Going to an all girls private Catholic School must be weird anywhere, but in Japan, it's especially weird. For example, we say some sort of prayer (it's in Japanese so I can't understand it) every day at the beginning and end of school. So I asked them what it meant and none of them knew or seemed to care. Plus the all-girls characteristic is very interesting to me. I kind of expected there to be so much petty bickering and feuding, but I was pleasantly surprised that everyone just kind of lives and let lives...there are two girls in our class that are kind of shy and quiet and reserved...and not very good in gym class...but no one taunts them or makes them the butts of any jokes. I don't really see people talking behind people’s backs, or maybe I just don't understand it when they do. Anyway, I wish American girls could take a lesson from Japanese girls; of course I'm sure they're not all like this... Oh, yea, and I have gym twice a week which is a scream. It definitely sucks to get all hot and sweaty, because you're usually hot and sweaty without the help of any physical exercise, but since there are only girls here and everyone is hot and sweaty afterwards, it doesn't really seem to matter. The most interesting thing is everyone hates gym and moans and groans about it, but then gives it their all in whatever we play. So, for all of you out there that don't know how most Japanese schools work, here's a detailed description...with some side notes of course:
First you're all in a grade, just like in America, so for example there are the elementary school kids in the 1st through 6th grades then the middle school kids are in the 7th through 9th grades and high school is 10th through 12th. However, each time you matriculate a 'school', in my school's case it's all the same school, the grade numbers start over, so for example my class is a first tenth grade class so I say I'm in 高校1年(that's high school year 1). Then each year is divided up into classes, or 組, so for example I'm in a special class that takes intensive English to prepare for a class wide exchange programme in their 11grade year. So I say I'm 高校1年6組, that's high school first year class 6. In my school each year of high school has 6 classes, the 6th is always the English class and the 5th is always a science class, the rest have a more evenly distributed curriculum. Then, each day instead of the student going from lesson to lesson the teachers change rooms. Each day at my school we have a different schedule. So really you only have some lessons once a week. There are also times when everyone in your class has an elective or a class outside the normal class room, so the head student that day locks the room and everyone goes to their respective lessons for an hour or two. It's so amazing, I truly understand why Japanese people are so mature and responsible. It's because even from a very early age their expected to carry out chores and so much trust and responsibility is placed on them in school. Each day there are two people chosen, by the school administration, I assume, to be what is called the class monitors. They go to the main teachers’ office in the morning and collect the room key and two books that the teachers use to take attendance and another that outlines the responsibilities of the monitors and the rest of the class for that day.

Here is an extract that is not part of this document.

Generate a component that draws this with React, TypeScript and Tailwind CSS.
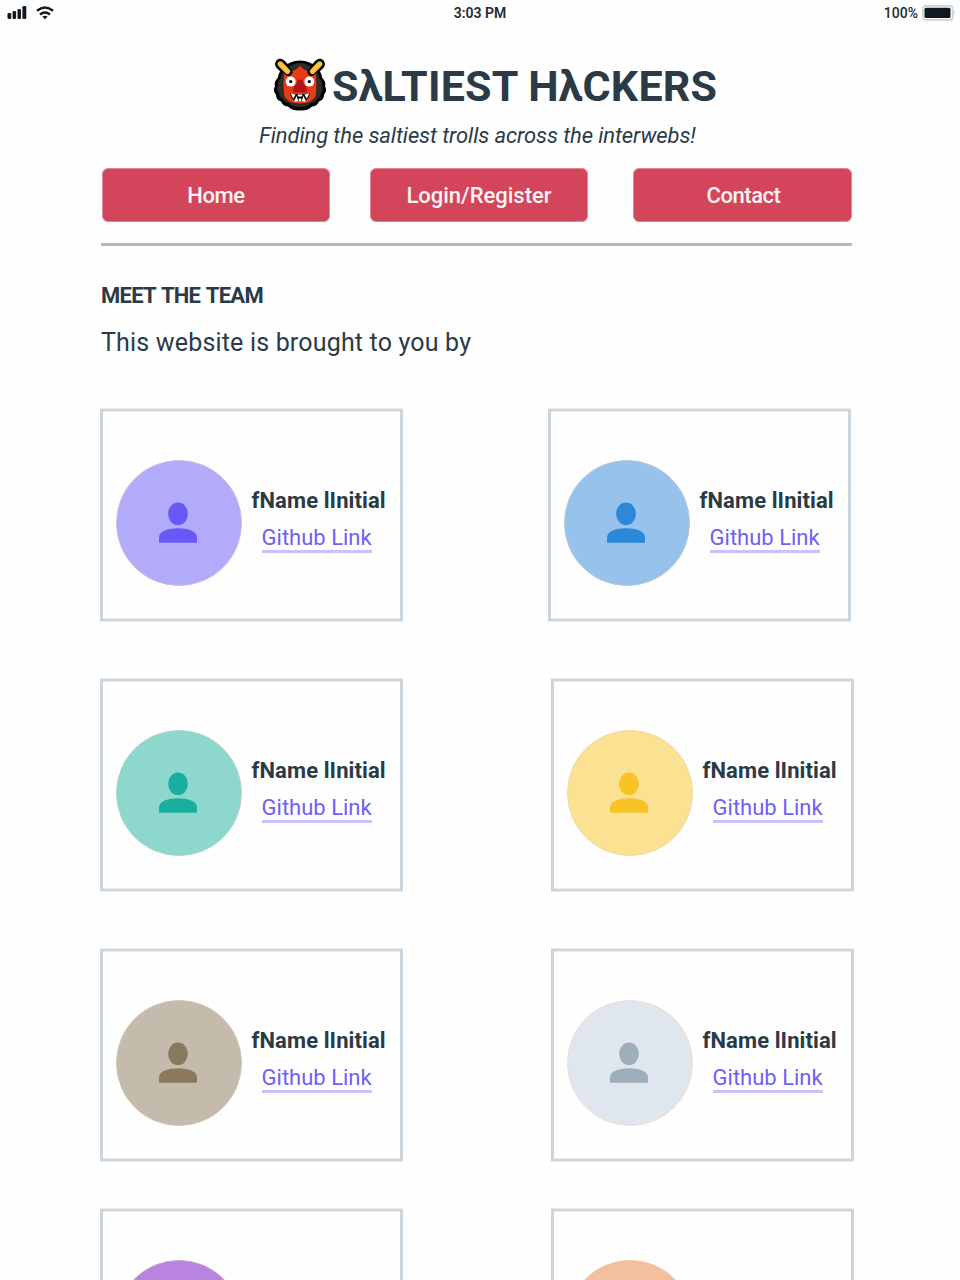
type Member = { circle: string; ring: string; icon: string; name?: string; link?: string };

const person = { name: "fName lInitial", link: "Github Link" };

const rows: { className: string; members: [Member, Member] }[] = [
  {
    className: "pr-[109px]",
    members: [
      { circle: "bg-[#b2abfa]", ring: "border-[#cdb9e2]", icon: "text-[#6759f5]", ...person },
      { circle: "bg-[#97c2eb]", ring: "border-[#b8c4d4]", icon: "text-[#2c88d9]", ...person },
    ],
  },
  {
    className: "mt-[58px] pr-[106px]",
    members: [
      { circle: "bg-[#8ed7cc]", ring: "border-[#b3d3c5]", icon: "text-[#1aae9f]", ...person },
      { circle: "bg-[#fbe192]", ring: "border-[#f3d9a0]", icon: "text-[#f7c325]", ...person },
    ],
  },
  {
    className: "mt-[58px] pr-[106px]",
    members: [
      { circle: "bg-[#c5bbad]", ring: "border-[#d3c3b5]", icon: "text-[#897a5f]", ...person },
      { circle: "bg-[#dfe6ed]", ring: "border-[#ecdfd8]", icon: "text-[#9eadba]", ...person },
    ],
  },
  {
    className: "mt-[48px] pr-[106px]",
    members: [
      { circle: "bg-[#b984e0]", ring: "border-[#cb9cd4]", icon: "text-[#730fc3]" },
      { circle: "bg-[#f3c09d]", ring: "border-[#efc4a8]", icon: "text-[#e8833a]" },
    ],
  },
];

function Oni() {
  return (
    <svg className="size-[60px] shrink-0" viewBox="0 0 60 60">
      <path d="M10.300 10 19 19M49.700 10 41 19" stroke="#000" strokeWidth="10.500" strokeLinecap="round" />
      <path
        fill="#000"
        d="M30 6.500c7 0 13 3 16 7 4 3 6 7 6 10 3 3 4 6 3 9 2 3 1 6-1 8 0 4-2 6-5 7-1 3-4 5-7 5-3 3-6 4-12 4s-9-1-12-4c-3 0-6-2-7-5-3-1-5-3-5-7-2-2-3-5-1-8-1-3 0-6 3-9 0-3 2-7 6-10 3-4 9-7 16-7z"
      />
      <path
        fill="#2d2d2d"
        d="M30 9c6 0 12 3 15 7 3 2 4 5 4 8 2 2 4 5 3 8 1 3 1 5-1 7 0 3-2 5-4 6-1 3-4 4-6 4-3 3-6 4-11 4s-8-1-11-4c-2 0-5-1-6-4-2-1-4-3-4-6-2-2-2-4-1-7-1-3 1-6 3-8 0-3 1-6 4-8 3-4 9-7 15-7z"
      />
      <path
        fill="#e83a14"
        d="M30 11.500c-3 4.500-8 6-15.500 7.500-1.200 8-1.200 17.500 0 23 1.500 4.500 8 7.500 15.500 7.500s14-3 15.500-7.500c1.200-5.500 1.200-15 0-23-7.500-1.500-12.500-3-15.500-7.500z"
      />
      <path
        fill="#b3131d"
        d="M28 25c1 1.500 3 1.500 4 0 .8 4 2 6.500 4.500 8.500 2 2.500 0 5-2.500 5-1.500 0-2.500-.5-4-.5s-2.500.5-4 .5c-2.500 0-4.500-2.500-2.500-5 2.500-2 3.700-4.500 4.500-8.500z"
      />
      <path d="M10.300 10 18.500 18M49.700 10 41.500 18" stroke="#000" strokeWidth="7.800" strokeLinecap="round" />
      <path d="M10.300 10 17.500 17.300M49.700 10 42.500 17.300" stroke="#fcc23c" strokeWidth="5.400" strokeLinecap="round" />
      <circle cx="20.700" cy="27.600" r="5" fill="#fff" />
      <circle cx="39.300" cy="27.600" r="5" fill="#fff" />
      <circle cx="20.700" cy="27.600" r="1.600" />
      <circle cx="39.300" cy="27.600" r="1.600" />
      <path d="M20.300 39c6 1.700 13.400 1.700 19.400 0 0 4.500-3 8.700-9.700 8.700s-9.700-4.200-9.700-8.700z" />
      <path
        fill="#fff"
        d="M20.600 39.300 25.600 40.400 23.300 44.800zM39.400 39.300 34.400 40.400 36.700 44.800zM26.500 42l2 5.500h-4.500zM33.500 42l2.500 5.500h-4.500zM27.700 40.500h4.600v2h-4.600zM28.700 44.500h2.600v3h-2.600z"
      />
    </svg>
  );
}

function StatusBar() {
  return (
    <div className="grid h-[26px] grid-cols-3 items-center pl-[7px] pr-[4px] text-sm leading-[26px] text-[#1f2933]">
      <div className="flex items-center gap-[9px] text-[#101820]">
        <svg className="h-[14px] w-5" viewBox="0 0 20 14" fill="currentColor">
          <rect x="0.500" y="7" width="3.700" height="6" rx="1.200" />
          <rect x="5.600" y="5" width="3.500" height="8" rx="1.200" />
          <rect x="10.500" y="3" width="3.500" height="10" rx="1.200" />
          <rect x="15.400" y="0" width="3.900" height="13" rx="1.200" />
        </svg>
        <svg className="h-[14px] w-[18px]" viewBox="0 0 18 14" fill="none" stroke="currentColor" strokeWidth="2.400">
          <path d="M1 4.800Q9-1.800 17 4.800M4 8.500Q9 4.300 14 8.500" />
          <path d="M6.300 10.500Q9 9 11.700 10.500L9 13.200z" fill="currentColor" stroke="none" />
        </svg>
      </div>
      <div className="mr-[3px] text-center font-semibold">3:03 PM</div>
      <div className="flex items-center justify-end gap-[4px]">
        <span className="font-medium">100%</span>
        <svg className="h-4 w-[34px]" viewBox="0 0 34 16">
          <rect x="0.900" y="0.900" width="29.800" height="14" rx="3" fill="#fff" stroke="#ced2d6" strokeWidth="1.800" />
          <rect x="2.500" y="2.700" width="26" height="10.400" rx="1.500" fill="#101820" />
          <path d="M31.800 5.500Q34 8 31.800 10.500z" fill="#ced2d6" />
        </svg>
      </div>
    </div>
  );
}

function Card({ circle, ring, icon, name, link }: Member) {
  return (
    <article className="flex h-[212px] w-[303px] shrink-0 items-start border-x-3 border-y-2 border-[#cad5dd] pl-[13px] shadow-[0_1px_0_#e6ecf0,0_-1px_0_#e6ecf0,inset_0_1px_0_#e6ecf0,inset_0_-1px_0_#e6ecf0]">
      <div className={`mt-[48.500px] flex size-[126px] shrink-0 items-center justify-center rounded-full border pb-px pr-[2px] ${circle} ${ring} ${icon}`}>
        <svg className="h-[41px] w-[38px]" viewBox="0 0 38 41" fill="currentColor">
          <rect x="9.200" y="0.500" width="19.600" height="22.600" rx="9.800" ry="10.800" />
          <path d="M0 40.700V35.500C0 29 9 26.300 19 26.300S38 29 38 35.500V40.700z" />
        </svg>
      </div>
      {name && (
        <div className="ml-[9.500px] mt-[75px] flex flex-col items-center text-[22px] leading-[30px]">
          <h3 className="whitespace-nowrap font-bold tracking-[0.1px] text-[#2b3a47]">{name}</h3>
          <a href="#" className="mr-[4px] mt-[7px] h-[30px] whitespace-nowrap border-b-3 border-[#c8c1fb] text-[#6e5ff5]">
            {link}
          </a>
        </div>
      )}
    </article>
  );
}

function NavButton({ label, className }: { label: string; className: string }) {
  return (
    <button
      className={`h-[54px] rounded-md border border-[#e08695] bg-[#d3455b] text-[22px] font-medium leading-[30px] text-[#fdf3f4] ${className}`}
    >
      {label}
    </button>
  );
}

export default function App() {
  return (
    <div className="h-[1280px] w-[960px] overflow-hidden bg-[#fefefe] font-[Roboto,'Liberation_Sans',sans-serif] text-[#2b3a47]">
      <StatusBar />
      <header className="pt-[28px]">
        <div className="flex h-[60px] items-center pl-[270px]">
          <Oni />
          <h1 className="ml-[2px] mt-[4px] whitespace-nowrap text-[43px] font-bold leading-[52px] tracking-[0.18px]">
            SλLTIEST HλCKERS
          </h1>
        </div>
        <p className="mt-[7px] whitespace-nowrap pl-[259px] text-[22px] italic leading-[30px] tracking-[-0.1px]">
          Finding the saltiest trolls across the interwebs!
        </p>
        <nav className="mt-[17px] flex pl-[102px]">
          <NavButton label="Home" className="w-[228px] pt-px tracking-[-0.4px]" />
          <NavButton label="Login/Register" className="ml-[40px] w-[218px] pt-px" />
          <NavButton label="Contact" className="ml-[45px] w-[219px] pl-[8px] pr-[6px] pt-px tracking-[-0.45px]" />
        </nav>
        <hr className="ml-[101px] mt-[21px] h-[3px] w-[751px] border-0 bg-[#acbac6]" />
      </header>
      <main>
        <h2 className="mt-[35px] pl-[101px] text-[22px] font-bold leading-[30px] tracking-[-0.75px] [word-spacing:1.5px]">
          MEET THE TEAM
        </h2>
        <p className="mt-[14px] pl-[101px] text-[25px] leading-[36px] tracking-[0.18px]">This website is brought to you by</p>
        <div className="mt-[48px] flex flex-col">
          {rows.map((row, i) => (
            <section key={i} className={`flex justify-between pl-[100px] ${row.className}`}>
              {row.members.map((member) => (
                <Card key={member.circle} {...member} />
              ))}
            </section>
          ))}
        </div>
      </main>
    </div>
  );
}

It's the monitors responsibility that the room is unlocked in the morning and locked whenever we all the leave the room. They are also in charge of making sure all the cleaning gets done (more on that later...) and they are in charge of announcing the start and finish of class by standing and bowing. So cleaning: all the school cleaning, even the halls and toilets, is done by the students. I've only seen one cleaning lady here, and all she does is vacuum the front entrance where we change our shoes in the morning...oh yea...even at school you have inside and outside shoes even for gym! I haven't seen one act of vandalism, there's always paper and soap in the bathrooms and nothing seems to break mysteriously in our school...if American students could only learn... Anyway, also almost everyone brings a 弁当 or boxed lunch and we usually just eat in the classroom.
Then, everyday after school, there are club activities, or like now, there is a chorus competition that we all practise for. So even though school doesn't start until 8:45am, we're all there until about 6pm. That's hard because it's seems to get dark here a lot earlier than in Colorado. So by the time I get home, take a shower, change clothes, eat dinner, and finally get around to relaxing or trying to read the days lessons, its jet black outside and I feel exhausted even though it's probably only about 8:30.
So then on Friday it was the school anniversary (I can't remember what year, maybe 25th?) So we didn't have class, and we got out at 12:30. But the time that we were at school was a huge mass, pronounced just like math in Japanese so very confusing...anyway, it was long and boring, especially since it was in Japanese...I mean I fall asleep when church is in English. Plus I have kind of a hard time grappling with the fact that the only people who are Catholic at our school are the nuns, two teachers, and some of the
gaijin
staff, plus another exchange student from Virginia here for a month like me. Communion was dumb, I think most of the people up there were just peckish...anyway, I was in kind of an obstinate, cynical mood, so maybe I didn't get as much out of it as I should have, but I don't take kindly to being indoctrinated, regardless of the language it's in. Most people slept anyway.
So, like I said, I'm in the English class...so they all want to practise their English, so it works well, they talk to me in a mixture of mostly Japanese with a peppering of English words and I answer in English with a smattering of Japanese words. At this point it works well; so far I can understand most of what people say to me or talk about, but can't quite form my own sentences.
Well more later...I have to go shopping now, not so much that I have to but after all it IS the national past time.